Honestly, I didn't really know how to write this. For the last few years, I've actually detested this holiday, not because of the holiday itself, but because of who I've spent it with. Now that it's just me and my mother for Thanksgiving, I feel like this year, I guess I could finally say I'm thankful to have a Thanksgiving to look forward to. Besides, I doubt anyone will care about what I have to say for Thanksgiving this year.
I tried to think of what else I've been thankful for this year, and honestly, it was hard to think of anything. I think of the journeys I had been on during my time here, and then had seen each and every one of them come to an ending I wish would have turned out much better because many of them turned out to be downright terrible. I think back to the very thing I had wanted to change about myself this year (to learn to forgive myself) and then realize that, as much as I want to do that, I don't see how I can. Even as I think back to it all, I remember the days I should have celebrated and then cry as I finally talk about them.

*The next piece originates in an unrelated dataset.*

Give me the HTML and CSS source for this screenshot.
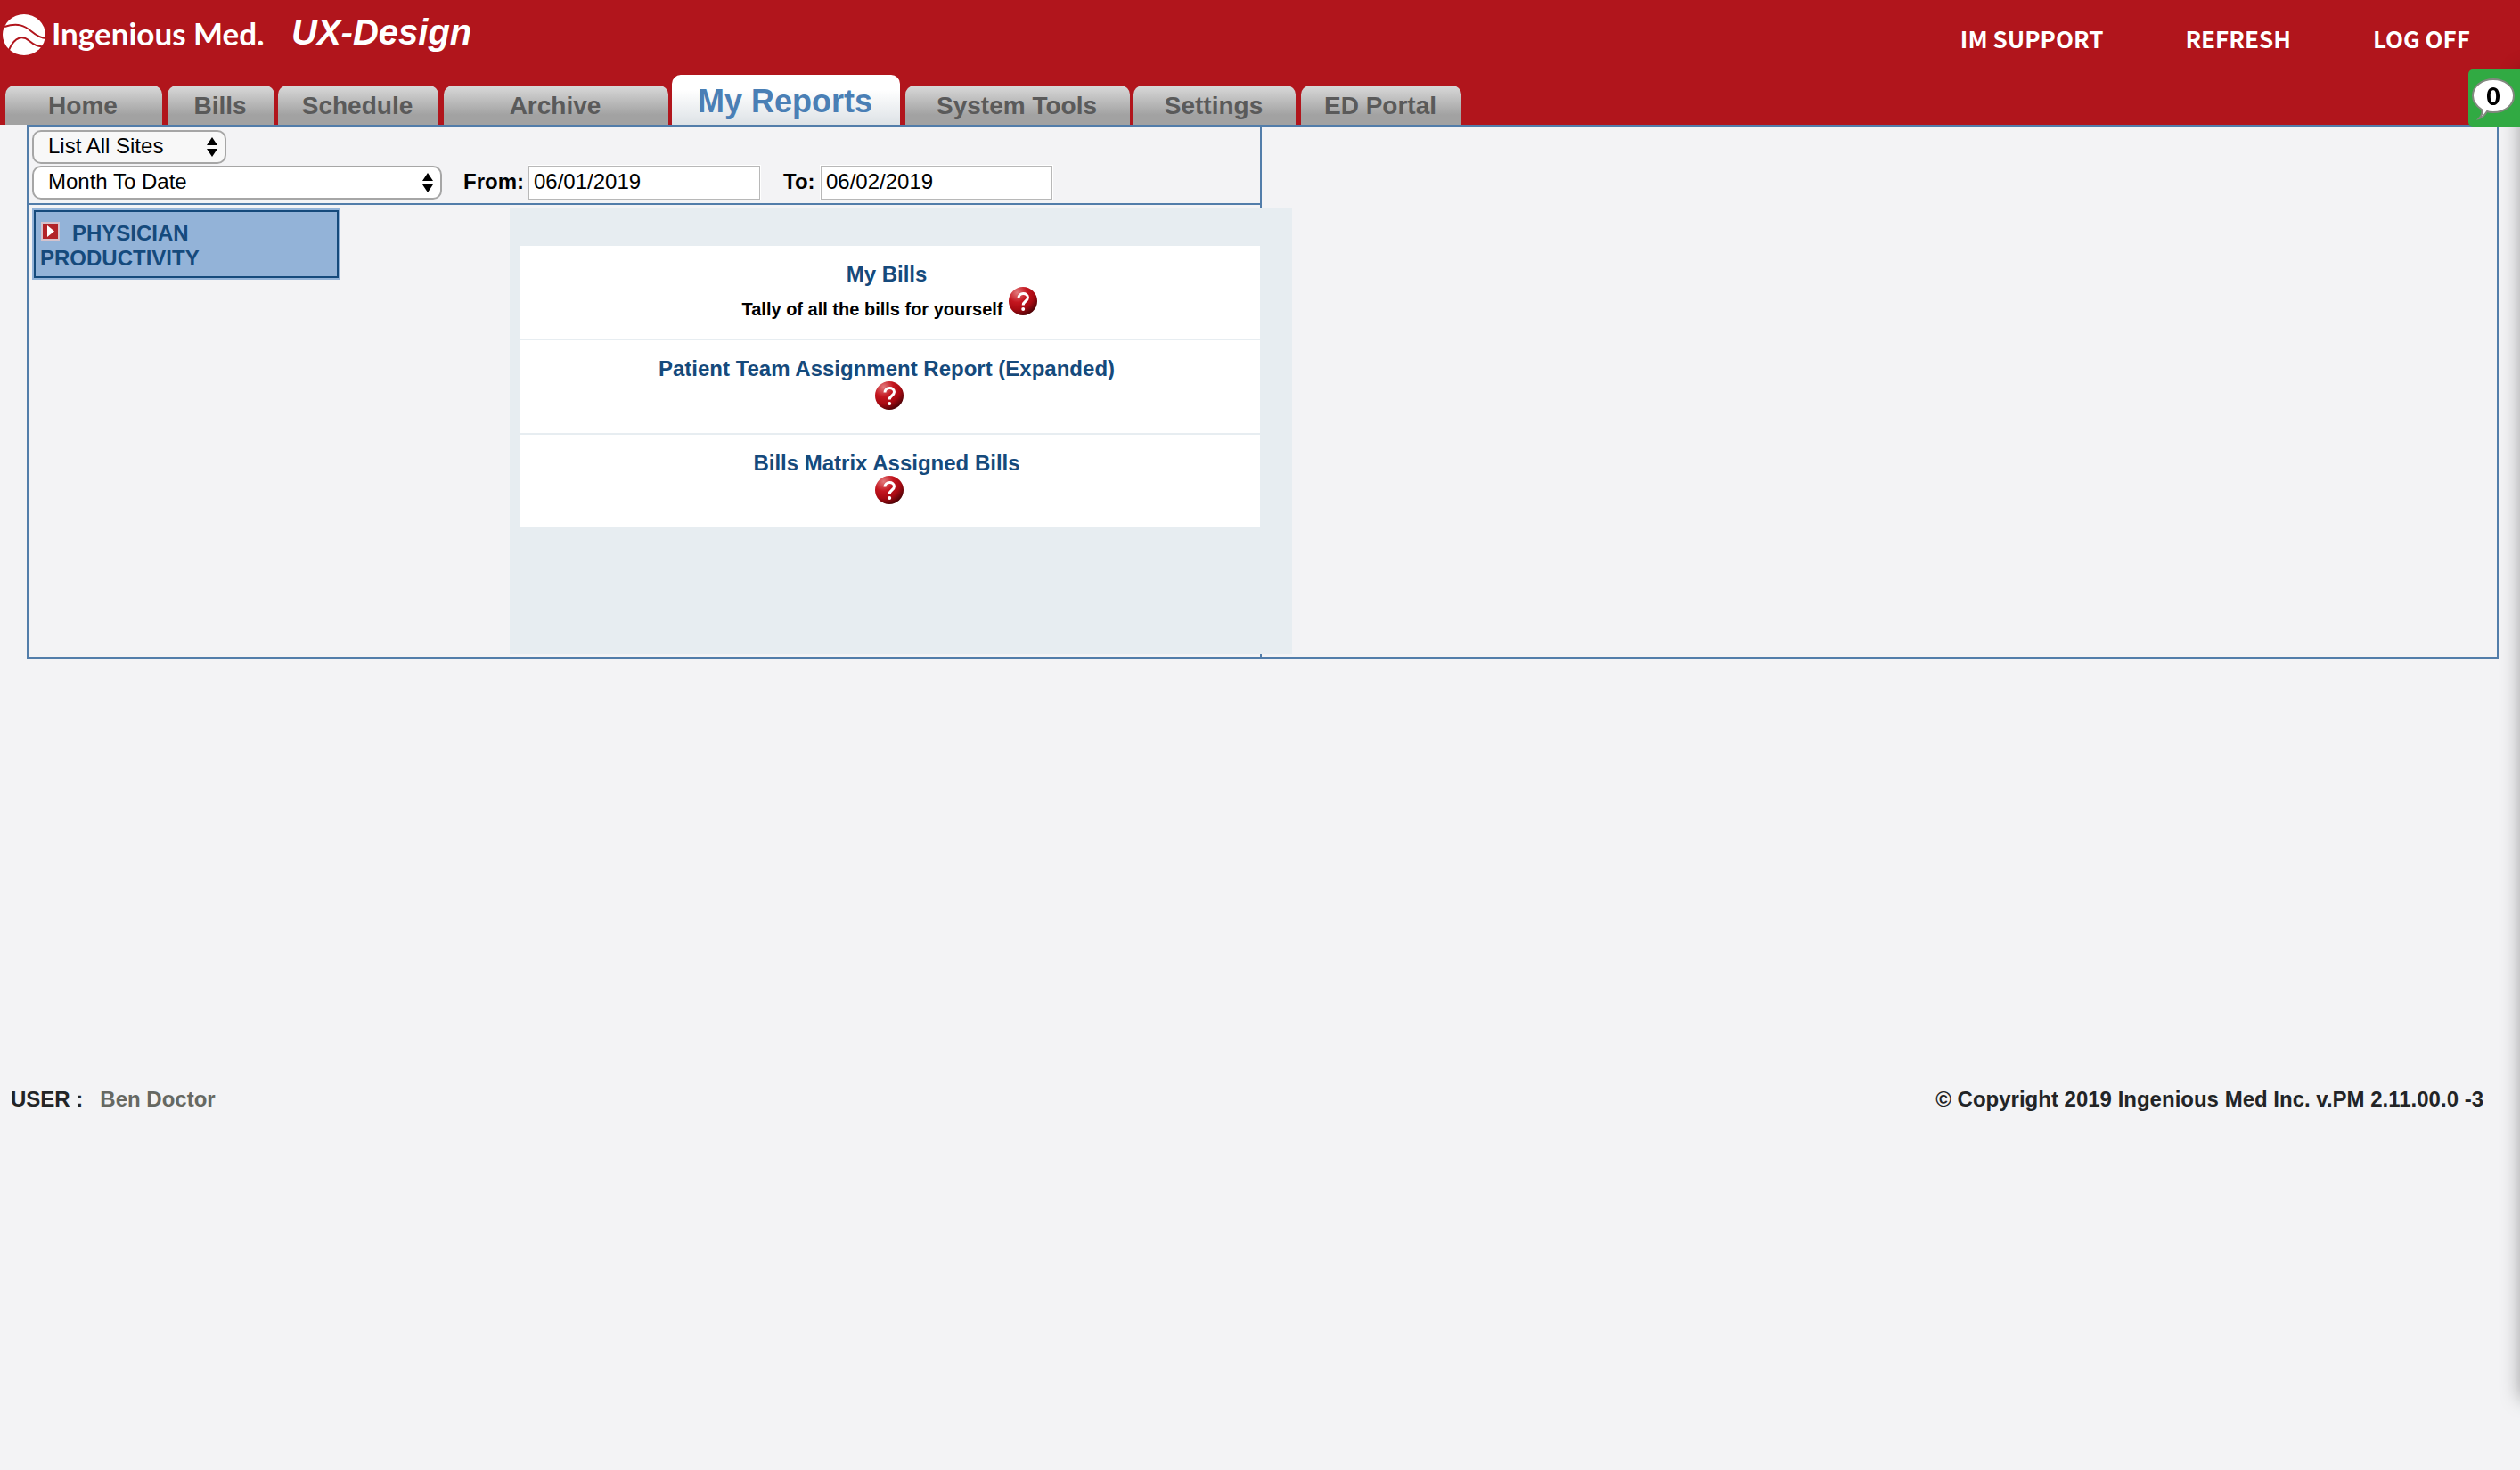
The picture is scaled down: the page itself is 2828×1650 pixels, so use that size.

But then today I thought of something else. Maybe I should have thought of how it wasn't about the destination at all, and maybe someday, I'll have to learn everything I thought I knew again. It still saddens me to think about it, but maybe thinking about the good old days is the happiest I'll ever get. So in a sense, I am thankful for the life I live, the friends I made, the friends I had lost, and also the journeys I have taken here because, at the end of the day, I don't think I would have it any other way. Maybe that sounds selfish on my part, but if it does, then I guess I'm thankful to be selfish sometimes as well.
I won't be able to tag everyone, so if I don't tag you, don't think for even a moment that I'd forgotten about you. I haven't, and even if I don't tag you and you're my friend, I am thankful for you too.